|Nutrition Facts (per serving)|
|Amount per serving|
|% Daily Value*|
|Total Fat 23g||30%|
|Saturated Fat 4g||21%|
|Total Carbohydrate 16g||6%|
|Dietary Fiber 2g||9%|
|Total Sugars 12g|
|Vitamin C 5mg||27%|
|*The % Daily Value (DV) tells you how much a nutrient in a food serving contributes to a daily diet. 2,000 calories a day is used for general nutrition advice.|
This tasty chicken salad is filled with flavor. The crunchy apples, cranberries, and nuts make it extra special and offer great texture, and the lemon, mayonnaise, and dash of curry powder create a creamy consistency with a bit of zing. This recipe includes basic instructions for cooking chicken breasts on the stovetop, but it's also an excellent way to use leftover chicken, rotisserie chicken, or prepackaged fully cooked chicken breast strips.
Serve this well-seasoned chicken salad on sliced ciabatta or another type of bread as a sandwich, or spoon into lettuce leaves for a lighter luncheon. The salad can be served in tortillas or wraps as well.
"I LOVE the combination of nuts and dried fruit, so this recipe was heaven for me! The toasted walnuts gave the chicken salad a strong and rich aroma and were my favorite part. I would recommend letting it sit in the fridge for few hours so that the flavors blend together." —Tara Omidvar
3 to 4 boneless chicken breasts
Freshly ground black pepper
Olive oil, as needed, for cooking chicken
1/4 cup walnuts, chopped (or slivered almonds or toasted pecans), optional
1/4 cup dried cranberries
1/2 cup diced celery
2 to 3 tablespoons finely chopped red onion
1/2 cup diced apple
4 to 6 tablespoons mayonnaise, or to taste
2 teaspoons fresh lemon juice
1/8 teaspoon curry powder, or to taste, optional
1 avocado, sliced, optional
Good-quality bread or sliced sandwich buns, optional
Gather the ingredients.
Pound the chicken breasts between 2 sheets of plastic wrap to an even thickness. Season both sides with salt and pepper.
Place a lightly oiled skillet over medium heat. Add the chicken breasts to the hot skillet and cook them for about 6 minutes, or until browned on one side.
Flip and continue cooking for about 5 minutes longer, or until cooked through. (Do not overcook.) The minimum safe temperature for chicken is 165 F. Set aside
Put the nuts, if using, in a dry skillet over medium heat. Cook, shaking the skillet, stirring, and turning the nuts constantly until they are lightly browned and aromatic. This should take 3 to 4 minutes.
Immediately pour the toasted nuts onto a plate to stop the cooking process.
Dice the cooked chicken into bite-sized chunks.

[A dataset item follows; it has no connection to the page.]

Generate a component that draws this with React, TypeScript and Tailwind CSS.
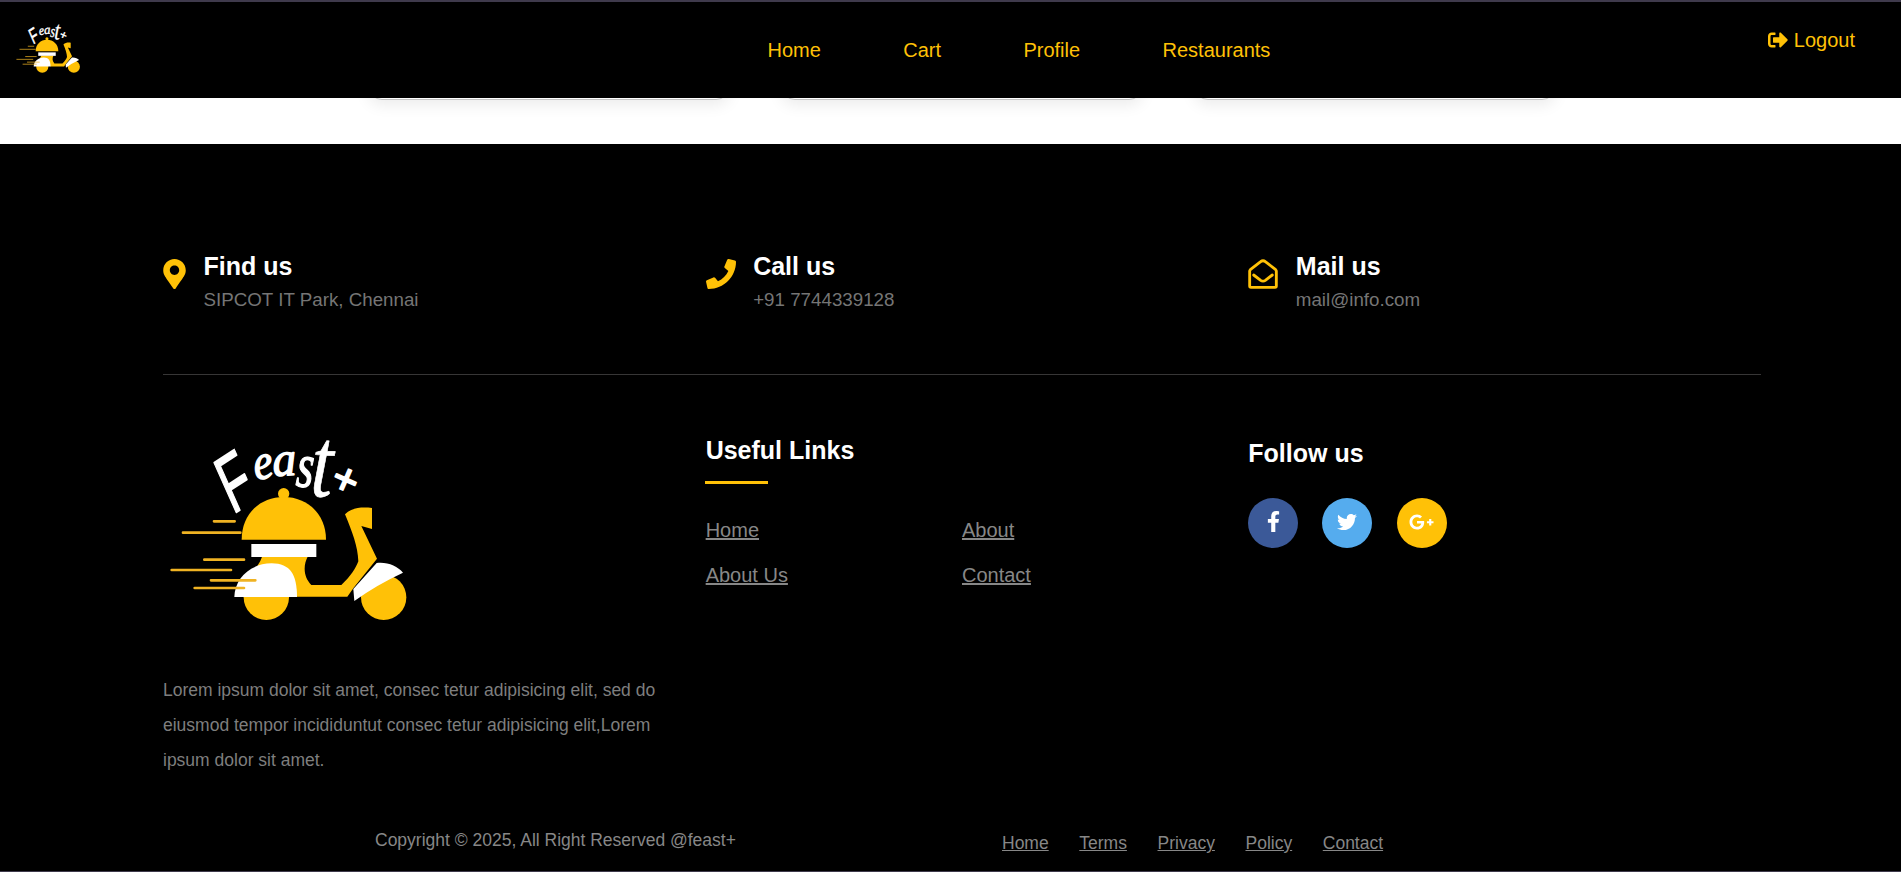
import {
  FaFacebookF,
  FaGooglePlusG,
  FaMapMarkerAlt,
  FaPhone,
  FaSignOutAlt,
  FaTwitter,
} from "react-icons/fa";

const navLinks = ["Home", "Cart", "Profile", "Restaurants"];
const usefulLinks = ["Home", "About", "About Us", "Contact"];
const legalLinks = ["Home", "Terms", "Privacy", "Policy", "Contact"];

function OpenEnvelope() {
  return (
    <svg viewBox="0 0 90 90" className="size-[30px]" fill="none" stroke="currentColor" strokeWidth="8.5" strokeLinejoin="round" strokeLinecap="round">
      <path d="M5 36Q5 34 7 32L38 8Q45 2 52 8L83 32Q85 34 85 36V81Q85 85 81 85H9Q5 85 5 81Z" />
      <path d="M17 48L38 64Q45 69 52 64L73 48" />
    </svg>
  );
}

const contacts = [
  { title: "Find us", detail: "SIPCOT IT Park, Chennai", icon: <FaMapMarkerAlt className="h-[30px] w-[23px]" /> },
  { title: "Call us", detail: "+91 7744339128", icon: <FaPhone className="size-[30px]" /> },
  { title: "Mail us", detail: "mail@info.com", icon: <OpenEnvelope /> },
];

function Logo({ className }: { className: string }) {
  return (
    <svg viewBox="0 0 840 660" overflow="visible" className={className} role="img" aria-label="Feast+">
      <g
        fill="#fff"
        stroke="#fff"
        strokeLinejoin="round"
        strokeLinecap="round"
        fontFamily="'Liberation Serif', serif"
        fontStyle="italic"
      >
        <text transform="translate(248 284) rotate(-24) skewY(-9) scale(.62 1)" fontFamily="'Liberation Sans', sans-serif" fontStyle="normal" fontSize="238" strokeWidth="5">F</text>
        <text transform="translate(317 180) rotate(-10) scale(.88 1)" fontSize="150" strokeWidth="4">e</text>
        <text transform="translate(370 168) rotate(-3) scale(.98 1)" fontSize="145" strokeWidth="4">a</text>
        <text transform="translate(436 198) rotate(5) scale(.7 1)" fontSize="190" strokeWidth="4">s</text>
        <text transform="translate(480 227) rotate(3) scale(.84 1.08)" fontSize="275" strokeWidth="2">t</text>
        <text transform="translate(534 203) rotate(24)" fontFamily="'Liberation Sans', sans-serif" fontStyle="normal" fontSize="132" strokeWidth="5">+</text>
      </g>
      <g fill="#ffc107">
        <circle cx="401" cy="221" r="17" />
        <path d="M275 359C275 282 330 231 401 231S528 282 528 359Z" />
        <path d="M337 408H474C458 438 461 472 484 495H574C601 470 618 444 625 424C624 380 606 334 585 283C606 262 636 261 666 264V327L634 318L681 416L611 503L592 530H440L322 438Q332 424 337 408Z" />
        <circle cx="349" cy="532" r="68" />
        <circle cx="701" cy="532" r="68" />
      </g>
      <g fill="#fff">
        <path d="M304 372H499V411H304Z" />
        <path d="M253 531C254 477 298 431 365 430C421 430 441 465 441 531Z" />
        <path d="M680 429C711 425 743 438 759 458Q677 496 613 543L610 507Z" />
      </g>
      <path
        d="M192 304H254M99 338H271M163 419H282M65 450H243M183 481H316M134 504H282"
        fill="none"
        stroke="#f0b323"
        strokeWidth="8"
        strokeLinecap="round"
      />
    </svg>
  );
}

export default function App() {
  return (
    <div className="flex h-[872px] w-full flex-col overflow-hidden bg-black font-['Liberation_Sans',Arial,sans-serif] text-[20px]">
      <header className="relative z-10 flex h-[98px] shrink-0 border-t-2 border-[#3f3a4c] bg-black text-[#ffc107]">
        <div className="w-[767.5px] pt-[17px] pl-[11px]">
          <Logo className="h-[59.2px] w-[75.3px]" />
        </div>
        <nav className="flex flex-1 items-center gap-[82.4px]">
          {navLinks.map((label) => (
            <a key={label} href="#">{label}</a>
          ))}
        </nav>
        <a href="#" className="mt-[23px] mr-[46px] flex h-[30px] items-center gap-[6px] self-start">
          <FaSignOutAlt className="size-[20px]" />
          Logout
        </a>
      </header>

      <main className="flex h-[46px] shrink-0 gap-[51px] overflow-hidden bg-white pl-[368px]">
        {[0, 1, 2].map((card) => (
          <div
            key={card}
            className="-mt-[40px] h-[42px] w-[362px] shrink-0 rounded-[14px] border border-[#c4c4c4] bg-white shadow-[0_5px_15px_rgba(0,0,0,0.08)]"
          />
        ))}
      </main>

      <footer className="flex-1 border-b border-[#3f3a4c] pt-[104px] pl-[163px] text-[#757575]">
        <div className="w-[1598px]">
          <section className="grid h-[127px] grid-cols-3 gap-[30px] border-b border-[#373636]">
            {contacts.map(({ title, detail, icon }) => (
              <div key={title} className="flex gap-[17.5px]">
                <div className="pt-[11px] text-[#ffc107]">{icon}</div>
                <div>
                  <h4 className="pt-[2px] text-[25px] leading-[32px] font-bold text-white">{title}</h4>
                  <p className="pt-[3px] text-[18.75px] leading-[30px]">{detail}</p>
                </div>
              </div>
            ))}
          </section>

          <section className="grid grid-cols-3 gap-[30px]">
            <div>
              <Logo className="mt-[45px] -ml-[13px] h-[220px] w-[280px]" />
              <p className="mt-[33px] text-[17.5px] leading-[35px] text-[#7e7e7e]">
                Lorem ipsum dolor sit amet, consec tetur adipisicing elit, sed do eiusmod tempor incididuntut consec tetur
                adipisicing elit,Lorem ipsum dolor sit amet.
              </p>
            </div>

            <div className="pt-[60px] text-[#878787]">
              <h3 className="text-[25px] leading-[30px] font-bold text-white">Useful Links</h3>
              <div className="mt-[16px] -ml-px h-[3px] w-[63px] bg-[#ffc107]" />
              <ul className="mt-[24px] grid grid-cols-2">
                {usefulLinks.map((label) => (
                  <li key={label} className="h-[45px] leading-[45px]">
                    <a href="#" className="underline">{label}</a>
                  </li>
                ))}
              </ul>
            </div>

            <div className="pt-[63px]">
              <h3 className="text-[25px] leading-[30px] font-bold text-white">Follow us</h3>
              <div className="mt-[30px] flex gap-[24.2px] text-white">
                <a href="#" aria-label="Facebook" className="flex size-[50px] items-center justify-center rounded-full bg-[#3b5998] pb-[3px]">
                  <FaFacebookF className="size-[21px]" />
                </a>
                <a href="#" aria-label="Twitter" className="-ml-[0.5px] flex size-[50px] items-center justify-center rounded-full bg-[#55acee] pb-[3px]">
                  <FaTwitter className="size-[20px]" />
                </a>
                <a href="#" aria-label="Google Plus" className="ml-[0.5px] flex size-[50px] items-center justify-center rounded-full bg-[#ffc107] pb-[3px]">
                  <FaGooglePlusG className="h-[20px] w-[25px]" />
                </a>
              </div>
            </div>
          </section>

          <section className="mt-[45px] flex pl-[212px] text-[17.5px] leading-[35px] text-[#878787]">
            <p className="w-[627px]">Copyright © 2025, All Right Reserved @feast+</p>
            <ul className="flex gap-[30.6px] pt-[3px]">
              {legalLinks.map((label) => (
                <li key={label}>
                  <a href="#" className="underline">{label}</a>
                </li>
              ))}
            </ul>
          </section>
        </div>
      </footer>
    </div>
  );
}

In a bowl, combine the chicken, cranberries, celery, red onion, apple, and walnuts, if using.
In a cup or small bowl, combine 4 tablespoons of mayonnaise, the lemon juice, curry powder, if using, 1/4 teaspoon salt and 1/8 teaspoon pepper.
Stir the mayonnaise mixture into the chicken, adding more mayonnaise as needed for moisture and for flavor.
Serve the chicken salad on lettuce-lined plates with slices of avocado. Or line bread with lettuce leaves and spread the chicken salad on the lettuce.
- Instead of curry powder, consider adding a dash of Creole or Cajun seasoning to taste.
- Halved seedless red grapes may be used in place of the dried cranberries, or you can replace the dried cranberries with raisins or goji berries.
- If you prefer the chicken salad cold, place it in the refrigerator for about 1 hour before serving.
How to Store
Homemade chicken salad will last three to five days in the refrigerator when placed in an airtight container. Make sure not to leave it out on the counter for more than two hours; if left at room temperature for too long, there is potential for bacteria growth and food poisoning.